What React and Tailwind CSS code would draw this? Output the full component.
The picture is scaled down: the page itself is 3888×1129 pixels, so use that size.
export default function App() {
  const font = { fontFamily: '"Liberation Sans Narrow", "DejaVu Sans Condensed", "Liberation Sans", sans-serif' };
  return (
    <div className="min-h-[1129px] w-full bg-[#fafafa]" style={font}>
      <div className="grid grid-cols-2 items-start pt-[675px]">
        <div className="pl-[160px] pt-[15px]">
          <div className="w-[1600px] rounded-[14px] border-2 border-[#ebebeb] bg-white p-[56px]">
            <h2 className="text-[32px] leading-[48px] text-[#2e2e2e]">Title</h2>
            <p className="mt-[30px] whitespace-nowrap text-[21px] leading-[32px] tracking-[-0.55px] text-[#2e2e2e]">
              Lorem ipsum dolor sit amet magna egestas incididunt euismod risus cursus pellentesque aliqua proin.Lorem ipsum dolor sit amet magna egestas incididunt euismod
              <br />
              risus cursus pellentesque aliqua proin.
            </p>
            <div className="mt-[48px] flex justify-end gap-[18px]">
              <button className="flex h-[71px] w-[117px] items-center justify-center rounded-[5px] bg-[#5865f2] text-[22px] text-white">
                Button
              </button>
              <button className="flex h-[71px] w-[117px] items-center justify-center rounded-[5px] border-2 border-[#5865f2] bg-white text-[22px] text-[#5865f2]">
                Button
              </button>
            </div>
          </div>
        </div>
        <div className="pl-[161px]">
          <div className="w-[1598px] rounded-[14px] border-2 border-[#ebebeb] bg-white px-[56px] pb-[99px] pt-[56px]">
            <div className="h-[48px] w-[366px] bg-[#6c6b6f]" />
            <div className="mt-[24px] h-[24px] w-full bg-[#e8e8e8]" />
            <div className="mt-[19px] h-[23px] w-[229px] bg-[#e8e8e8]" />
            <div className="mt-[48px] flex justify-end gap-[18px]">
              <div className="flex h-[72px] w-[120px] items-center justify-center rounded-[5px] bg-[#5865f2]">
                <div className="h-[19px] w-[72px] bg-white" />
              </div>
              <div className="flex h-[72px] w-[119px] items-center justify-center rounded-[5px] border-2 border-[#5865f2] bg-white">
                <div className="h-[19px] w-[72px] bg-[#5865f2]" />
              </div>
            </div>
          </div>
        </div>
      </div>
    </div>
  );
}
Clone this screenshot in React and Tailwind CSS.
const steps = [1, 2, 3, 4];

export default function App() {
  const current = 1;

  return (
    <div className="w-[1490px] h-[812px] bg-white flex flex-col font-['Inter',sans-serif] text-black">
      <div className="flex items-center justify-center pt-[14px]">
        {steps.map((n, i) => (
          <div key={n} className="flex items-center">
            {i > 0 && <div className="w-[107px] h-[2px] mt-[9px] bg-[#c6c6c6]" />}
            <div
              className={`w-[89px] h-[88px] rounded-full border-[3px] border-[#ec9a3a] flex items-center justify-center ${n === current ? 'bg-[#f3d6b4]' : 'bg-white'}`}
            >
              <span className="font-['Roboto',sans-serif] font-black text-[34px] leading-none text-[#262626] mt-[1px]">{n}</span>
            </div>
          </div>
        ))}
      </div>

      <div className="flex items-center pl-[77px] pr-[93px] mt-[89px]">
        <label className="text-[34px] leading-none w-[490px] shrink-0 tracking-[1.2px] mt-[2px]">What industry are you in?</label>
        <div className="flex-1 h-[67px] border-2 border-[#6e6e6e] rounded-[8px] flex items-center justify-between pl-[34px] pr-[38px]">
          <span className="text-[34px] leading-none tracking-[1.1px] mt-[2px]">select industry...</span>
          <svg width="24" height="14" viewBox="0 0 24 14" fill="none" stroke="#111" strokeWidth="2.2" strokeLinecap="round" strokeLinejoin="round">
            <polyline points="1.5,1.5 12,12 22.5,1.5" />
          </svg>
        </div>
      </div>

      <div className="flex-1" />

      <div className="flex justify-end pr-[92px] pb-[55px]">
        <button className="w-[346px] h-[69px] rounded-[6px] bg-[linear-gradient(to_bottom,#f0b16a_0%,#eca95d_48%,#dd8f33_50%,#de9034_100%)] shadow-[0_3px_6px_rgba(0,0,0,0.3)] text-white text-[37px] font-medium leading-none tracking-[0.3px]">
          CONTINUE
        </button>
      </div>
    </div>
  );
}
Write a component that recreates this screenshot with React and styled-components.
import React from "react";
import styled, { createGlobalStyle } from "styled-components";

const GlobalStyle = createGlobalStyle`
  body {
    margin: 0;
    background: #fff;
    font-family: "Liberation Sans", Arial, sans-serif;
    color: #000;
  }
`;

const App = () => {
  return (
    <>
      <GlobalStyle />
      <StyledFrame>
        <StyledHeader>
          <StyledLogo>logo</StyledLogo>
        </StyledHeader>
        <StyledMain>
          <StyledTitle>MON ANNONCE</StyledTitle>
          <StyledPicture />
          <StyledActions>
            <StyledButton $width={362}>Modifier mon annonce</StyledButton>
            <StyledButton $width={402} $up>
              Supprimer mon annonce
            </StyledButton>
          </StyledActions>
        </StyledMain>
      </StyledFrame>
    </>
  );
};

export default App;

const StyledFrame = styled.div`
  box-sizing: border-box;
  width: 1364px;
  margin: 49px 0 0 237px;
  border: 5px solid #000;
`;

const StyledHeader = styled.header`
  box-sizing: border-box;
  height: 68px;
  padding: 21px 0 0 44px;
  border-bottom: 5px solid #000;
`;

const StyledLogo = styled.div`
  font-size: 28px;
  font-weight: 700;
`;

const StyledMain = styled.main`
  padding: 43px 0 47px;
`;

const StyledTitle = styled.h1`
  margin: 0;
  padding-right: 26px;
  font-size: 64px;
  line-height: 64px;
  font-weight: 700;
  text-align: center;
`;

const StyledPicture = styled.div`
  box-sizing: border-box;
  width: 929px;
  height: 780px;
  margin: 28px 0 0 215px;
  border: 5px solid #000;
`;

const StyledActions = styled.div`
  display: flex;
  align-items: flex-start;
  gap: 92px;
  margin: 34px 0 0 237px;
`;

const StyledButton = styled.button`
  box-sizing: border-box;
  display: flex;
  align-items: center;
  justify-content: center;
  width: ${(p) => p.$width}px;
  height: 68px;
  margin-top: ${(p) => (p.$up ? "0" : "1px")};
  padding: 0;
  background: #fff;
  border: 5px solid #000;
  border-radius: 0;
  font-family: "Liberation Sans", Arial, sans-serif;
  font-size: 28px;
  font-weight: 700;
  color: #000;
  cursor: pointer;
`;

------------

## Exercise
Go through the records above and retype each one exactly.

## Task solution
What React and Tailwind CSS code would draw this? Output the full component.
The picture is scaled down: the page itself is 3888×1129 pixels, so use that size.
export default function App() {
  const font = { fontFamily: '"Liberation Sans Narrow", "DejaVu Sans Condensed", "Liberation Sans", sans-serif' };
  return (
    <div className="min-h-[1129px] w-full bg-[#fafafa]" style={font}>
      <div className="grid grid-cols-2 items-start pt-[675px]">
        <div className="pl-[160px] pt-[15px]">
          <div className="w-[1600px] rounded-[14px] border-2 border-[#ebebeb] bg-white p-[56px]">
            <h2 className="text-[32px] leading-[48px] text-[#2e2e2e]">Title</h2>
            <p className="mt-[30px] whitespace-nowrap text-[21px] leading-[32px] tracking-[-0.55px] text-[#2e2e2e]">
              Lorem ipsum dolor sit amet magna egestas incididunt euismod risus cursus pellentesque aliqua proin.Lorem ipsum dolor sit amet magna egestas incididunt euismod
              <br />
              risus cursus pellentesque aliqua proin.
            </p>
            <div className="mt-[48px] flex justify-end gap-[18px]">
              <button className="flex h-[71px] w-[117px] items-center justify-center rounded-[5px] bg-[#5865f2] text-[22px] text-white">
                Button
              </button>
              <button className="flex h-[71px] w-[117px] items-center justify-center rounded-[5px] border-2 border-[#5865f2] bg-white text-[22px] text-[#5865f2]">
                Button
              </button>
            </div>
          </div>
        </div>
        <div className="pl-[161px]">
          <div className="w-[1598px] rounded-[14px] border-2 border-[#ebebeb] bg-white px-[56px] pb-[99px] pt-[56px]">
            <div className="h-[48px] w-[366px] bg-[#6c6b6f]" />
            <div className="mt-[24px] h-[24px] w-full bg-[#e8e8e8]" />
            <div className="mt-[19px] h-[23px] w-[229px] bg-[#e8e8e8]" />
            <div className="mt-[48px] flex justify-end gap-[18px]">
              <div className="flex h-[72px] w-[120px] items-center justify-center rounded-[5px] bg-[#5865f2]">
                <div className="h-[19px] w-[72px] bg-white" />
              </div>
              <div className="flex h-[72px] w-[119px] items-center justify-center rounded-[5px] border-2 border-[#5865f2] bg-white">
                <div className="h-[19px] w-[72px] bg-[#5865f2]" />
              </div>
            </div>
          </div>
        </div>
      </div>
    </div>
  );
}
Clone this screenshot in React and Tailwind CSS.
const steps = [1, 2, 3, 4];

export default function App() {
  const current = 1;

  return (
    <div className="w-[1490px] h-[812px] bg-white flex flex-col font-['Inter',sans-serif] text-black">
      <div className="flex items-center justify-center pt-[14px]">
        {steps.map((n, i) => (
          <div key={n} className="flex items-center">
            {i > 0 && <div className="w-[107px] h-[2px] mt-[9px] bg-[#c6c6c6]" />}
            <div
              className={`w-[89px] h-[88px] rounded-full border-[3px] border-[#ec9a3a] flex items-center justify-center ${n === current ? 'bg-[#f3d6b4]' : 'bg-white'}`}
            >
              <span className="font-['Roboto',sans-serif] font-black text-[34px] leading-none text-[#262626] mt-[1px]">{n}</span>
            </div>
          </div>
        ))}
      </div>

      <div className="flex items-center pl-[77px] pr-[93px] mt-[89px]">
        <label className="text-[34px] leading-none w-[490px] shrink-0 tracking-[1.2px] mt-[2px]">What industry are you in?</label>
        <div className="flex-1 h-[67px] border-2 border-[#6e6e6e] rounded-[8px] flex items-center justify-between pl-[34px] pr-[38px]">
          <span className="text-[34px] leading-none tracking-[1.1px] mt-[2px]">select industry...</span>
          <svg width="24" height="14" viewBox="0 0 24 14" fill="none" stroke="#111" strokeWidth="2.2" strokeLinecap="round" strokeLinejoin="round">
            <polyline points="1.5,1.5 12,12 22.5,1.5" />
          </svg>
        </div>
      </div>

      <div className="flex-1" />

      <div className="flex justify-end pr-[92px] pb-[55px]">
        <button className="w-[346px] h-[69px] rounded-[6px] bg-[linear-gradient(to_bottom,#f0b16a_0%,#eca95d_48%,#dd8f33_50%,#de9034_100%)] shadow-[0_3px_6px_rgba(0,0,0,0.3)] text-white text-[37px] font-medium leading-none tracking-[0.3px]">
          CONTINUE
        </button>
      </div>
    </div>
  );
}
Write a component that recreates this screenshot with React and styled-components.
import React from "react";
import styled, { createGlobalStyle } from "styled-components";

const GlobalStyle = createGlobalStyle`
  body {
    margin: 0;
    background: #fff;
    font-family: "Liberation Sans", Arial, sans-serif;
    color: #000;
  }
`;

const App = () => {
  return (
    <>
      <GlobalStyle />
      <StyledFrame>
        <StyledHeader>
          <StyledLogo>logo</StyledLogo>
        </StyledHeader>
        <StyledMain>
          <StyledTitle>MON ANNONCE</StyledTitle>
          <StyledPicture />
          <StyledActions>
            <StyledButton $width={362}>Modifier mon annonce</StyledButton>
            <StyledButton $width={402} $up>
              Supprimer mon annonce
            </StyledButton>
          </StyledActions>
        </StyledMain>
      </StyledFrame>
    </>
  );
};

export default App;

const StyledFrame = styled.div`
  box-sizing: border-box;
  width: 1364px;
  margin: 49px 0 0 237px;
  border: 5px solid #000;
`;

const StyledHeader = styled.header`
  box-sizing: border-box;
  height: 68px;
  padding: 21px 0 0 44px;
  border-bottom: 5px solid #000;
`;

const StyledLogo = styled.div`
  font-size: 28px;
  font-weight: 700;
`;

const StyledMain = styled.main`
  padding: 43px 0 47px;
`;

const StyledTitle = styled.h1`
  margin: 0;
  padding-right: 26px;
  font-size: 64px;
  line-height: 64px;
  font-weight: 700;
  text-align: center;
`;

const StyledPicture = styled.div`
  box-sizing: border-box;
  width: 929px;
  height: 780px;
  margin: 28px 0 0 215px;
  border: 5px solid #000;
`;

const StyledActions = styled.div`
  display: flex;
  align-items: flex-start;
  gap: 92px;
  margin: 34px 0 0 237px;
`;

const StyledButton = styled.button`
  box-sizing: border-box;
  display: flex;
  align-items: center;
  justify-content: center;
  width: ${(p) => p.$width}px;
  height: 68px;
  margin-top: ${(p) => (p.$up ? "0" : "1px")};
  padding: 0;
  background: #fff;
  border: 5px solid #000;
  border-radius: 0;
  font-family: "Liberation Sans", Arial, sans-serif;
  font-size: 28px;
  font-weight: 700;
  color: #000;
  cursor: pointer;
`;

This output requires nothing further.